From Motlaq's "Fathers and Daughters" series.

Motlaq’s work has often focused particularly on Iranian women and various women’s issues in other countries. This wasn’t something she set out to do, she says, but a pattern that developed throughout her career. She recognizes that women around the world face different challenges based on where they live, but she is passionate about portraying these women accurately, through projects such as the Islamic fashion and "I Want to Dance" series. “It’s sad that when I talk to people, I have to start with very basic information: Yes, women in Iran drive, work, and study in universities.”   

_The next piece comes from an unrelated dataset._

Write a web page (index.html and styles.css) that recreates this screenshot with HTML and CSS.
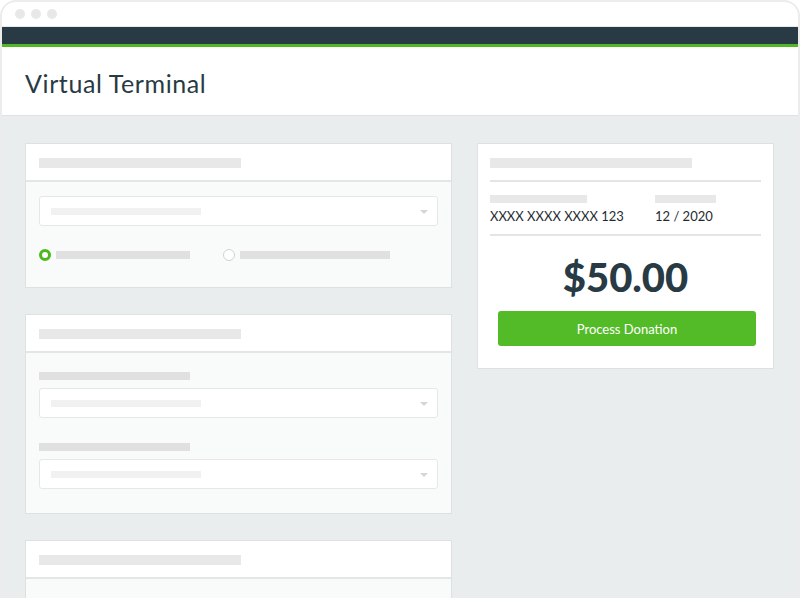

From Motlaq's "Islamic Fashion" series.

Because Motlaq lives in Malaysia right now, rather than Iran, some of her photography examines subjects other than Iranian life. One of her most well-received projects focused on the commonalities between different religious groups in Malaysia. But photographing in another country, with a different language and culture, makes it difficult for her to feel like she’s doing her best work. She hopes to someday move back to Iran, after all these years away. (She initially left to continue her studies, and the offer to work as a professor has kept her away from Iran longer than she’d anticipated.)

Motlaq is realistic about how much change she can effect with her photography. “I don’t think this is going to change the world for a big number of people,” she says. But if she can correct a few misunderstandings, she says, “At least I am sure I have done something small with the ability that I have.”